Grande es, pues, la paciencia de Cristo en la cruz. Hebr 12, 1-2: “Por la paciencia corramos al combate que se nos ofrece, puestos los ojos en el autor y consumador de la fe, Jesús, el cual, en vez del gozo que se le ofrecía, soportó la cruz, despreciando la ignominia”.

Si buscas un ejemplo de humildad, ve el crucifijo: en efecto, Dios quiso ser juzgado bajo Poncio Pilato y morir. Job 36, 17: “Tu causa ha sido juzgada como la de un impío”. En verdad como la de un impío: “Condenémosle a una muerte afrentosa”, Sabiduría 2, 20. El Señor quiso morir por su siervo, y el que es la vida de los Angeles por el hombre. Filip 2, 8: “Hecho obediente hasta la muerte”.

Si buscas un ejemplo de obediencia, sigúelo a El. que se hizo obediente al Padre hasta la muerte.

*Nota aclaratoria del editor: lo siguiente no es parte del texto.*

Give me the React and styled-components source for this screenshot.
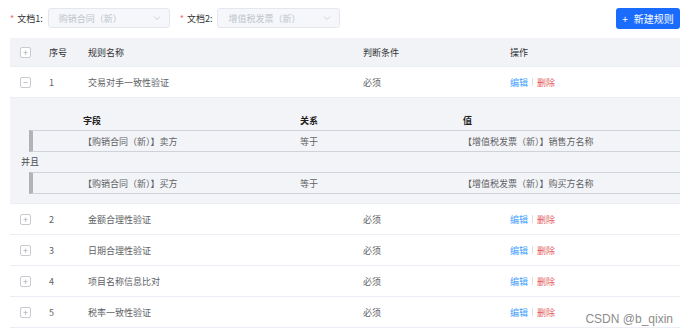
import React from 'react';
import styled, { createGlobalStyle } from 'styled-components';

const GlobalStyle = createGlobalStyle`
  body {
    margin: 0;
    background: #fff;
    font-family: "Noto Sans CJK SC", "Noto Sans", sans-serif;
  }
`;

const Page = styled.div`
  position: relative;
  width: 688px;
  height: 336px;
  padding: 7px 8px 0 10px;
  box-sizing: border-box;
  overflow: hidden;
`;

const Toolbar = styled.div`
  display: flex;
  align-items: center;
  height: 22px;
`;

const Field = styled.label`
  display: flex;
  align-items: center;
  margin-right: 10px;
  font-size: 9px;
  color: #303133;
`;

const Star = styled.span`
  color: #f56c6c;
  margin-right: 3px;
`;

const Select = styled.div`
  display: flex;
  align-items: center;
  justify-content: space-between;
  width: ${p => p.width}px;
  height: 20px;
  margin-left: 5px;
  padding: 0 8px 0 10px;
  box-sizing: border-box;
  border: 1px solid #e4e7ed;
  border-radius: 3px;
  background: #f5f7fa;
  color: #c0c4cc;
  font-size: 9px;
`;

const AddButton = styled.button`
  margin-left: auto;
  display: flex;
  align-items: center;
  justify-content: center;
  gap: 6px;
  width: 64px;
  height: 21px;
  padding: 0;
  border: none;
  border-radius: 3px;
  background: #1a6cff;
  color: #fff;
  font-family: inherit;
  font-size: 10px;
`;

const Table = styled.div`
  margin-top: 9px;
  font-size: 9px;
  color: #606266;
`;

const Row = styled.div`
  display: grid;
  grid-template-columns: 39px 39px 275px 147px 1fr;
  align-items: center;
  height: ${p => (p.head ? 28 : 30)}px;
  background: ${p => (p.head ? '#f2f3f6' : '#fff')};
  color: ${p => (p.head ? '#303133' : '#606266')};
  border-bottom: 1px solid #ebeef5;
`;

const Toggle = styled.span`
  display: flex;
  align-items: center;
  justify-content: center;
  width: 9px;
  height: 9px;
  margin-left: 10px;
  border: 1px solid #c8cbd1;
  border-radius: 2px;
  background: #fff;
  color: #a8abb2;
  font-size: 9px;
  line-height: 1;
`;

const Actions = styled.div`
  display: flex;
  align-items: center;
  gap: 4px;
`;

const Link = styled.span`
  color: ${p => (p.danger ? '#e45b5e' : '#409eff')};
`;

const Divider = styled.span`
  width: 1px;
  height: 8px;
  background: #dcdfe6;
`;

const Detail = styled.div`
  background: #f3f4f7;
  padding: 12px 0 9px 11px;
  border-bottom: 1px solid #ebeef5;
`;

const DetailHead = styled.div`
  display: grid;
  grid-template-columns: 217px 163px 1fr;
  align-items: center;
  height: 20px;
  padding-left: 62px;
  font-weight: bold;
  color: #1f1f1f;
`;

const Condition = styled.div`
  display: grid;
  grid-template-columns: 217px 163px 1fr;
  align-items: center;
  height: 20px;
  margin-left: 8px;
  padding-left: 50px;
  border-left: 4px solid #b1b3b8;
  border-top: 1px solid #cfd2d8;
  border-bottom: 1px solid #cfd2d8;
  color: #606266;
`;

const Joiner = styled.div`
  height: 20px;
  line-height: 20px;
  color: #4a4c50;
`;

const Watermark = styled.div`
  position: absolute;
  right: 15px;
  bottom: 10px;
  font-family: "Liberation Sans", sans-serif;
  font-size: 12px;
  color: #8c8c8c;
`;

const Chevron = () => (
  <svg width="8" height="8" viewBox="0 0 8 8">
    <path d="M1 2.5 L4 5.5 L7 2.5" fill="none" stroke="#c0c4cc" strokeWidth="0.8" />
  </svg>
);

const rules = [
  { id: 2, name: '金额合理性验证' },
  { id: 3, name: '日期合理性验证' },
  { id: 4, name: '项目名称信息比对' },
  { id: 5, name: '税率一致性验证' },
];

const conditions = [
  { field: '【购销合同（新）】卖方', rel: '等于', value: '【增值税发票（新）】销售方名称' },
  { field: '【购销合同（新）】买方', rel: '等于', value: '【增值税发票（新）】购买方名称' },
];

const Ops = () => (
  <Actions>
    <Link>编辑</Link>
    <Divider />
    <Link danger>删除</Link>
  </Actions>
);

export default function App() {
  return (
    <>
      <GlobalStyle />
      <Page>
        <Toolbar>
          <Field>
            <Star>*</Star>文档1:
            <Select width={122}>购销合同（新）<Chevron /></Select>
          </Field>
          <Field>
            <Star>*</Star>文档2:
            <Select width={123}>增值税发票（新）<Chevron /></Select>
          </Field>
          <AddButton>
            <span>+</span>新建规则
          </AddButton>
        </Toolbar>
        <Table>
          <Row head>
            <Toggle>+</Toggle>
            <span>序号</span>
            <span>规则名称</span>
            <span>判断条件</span>
            <span>操作</span>
          </Row>
          <Row>
            <Toggle>−</Toggle>
            <span>1</span>
            <span>交易对手一致性验证</span>
            <span>必须</span>
            <Ops />
          </Row>
          <Detail>
            <DetailHead>
              <span>字段</span>
              <span>关系</span>
              <span>值</span>
            </DetailHead>
            {conditions.map((c, i) => (
              <React.Fragment key={i}>
                {i > 0 && <Joiner>并且</Joiner>}
                <Condition>
                  <span>{c.field}</span>
                  <span>{c.rel}</span>
                  <span>{c.value}</span>
                </Condition>
              </React.Fragment>
            ))}
          </Detail>
          {rules.map(r => (
            <Row key={r.id}>
              <Toggle>+</Toggle>
              <span>{r.id}</span>
              <span>{r.name}</span>
              <span>必须</span>
              <Ops />
            </Row>
          ))}
        </Table>
        <Watermark>CSDN @b_qixin</Watermark>
      </Page>
    </>
  );
}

Rom 5, 19: “Como por la desobediencia de un solo hombre muchos fueron constituidos pecadores, así también, por la obediencia de uno solo muchos fueron hechos justos”.

Si quieres un ejemplo de desprecio de las cosas terrenas, sigúelo a El, que es el Rey de Reyes y el Señor de los señores, en quien se hallan los tesoros de la sabiduría, y que sin embargo en la cruz estuvo desnudo, objeto de burla, fue escupido, golpeado, coronado de espinas, y abrevado con hiel y vinagre, y murió. Por lo tanto, no os impresionéis por las vestiduras, ni por las riquezas, porque “se repartieron mis vestiduras”, Salmo 21, 19; ni por los honores, porque a mí me cubrieron de burlas y de golpes; no por las dignidades, porque tejieron una corona de espinas y la colocaron sobre mi cabeza; no por las delicias, porque “en mi sed me abrevaron con vinagre”, Salmo 68, 22. Sobre Hebr 12, 2: “El cual, en vez del gozo que se le ofrecía, soportó la cruz, despreciando la ignominia”, dice San Agustín: “El hombre Jesucristo despreció todos los bienes terrenos para enseñarnos que deben ser despreciados”.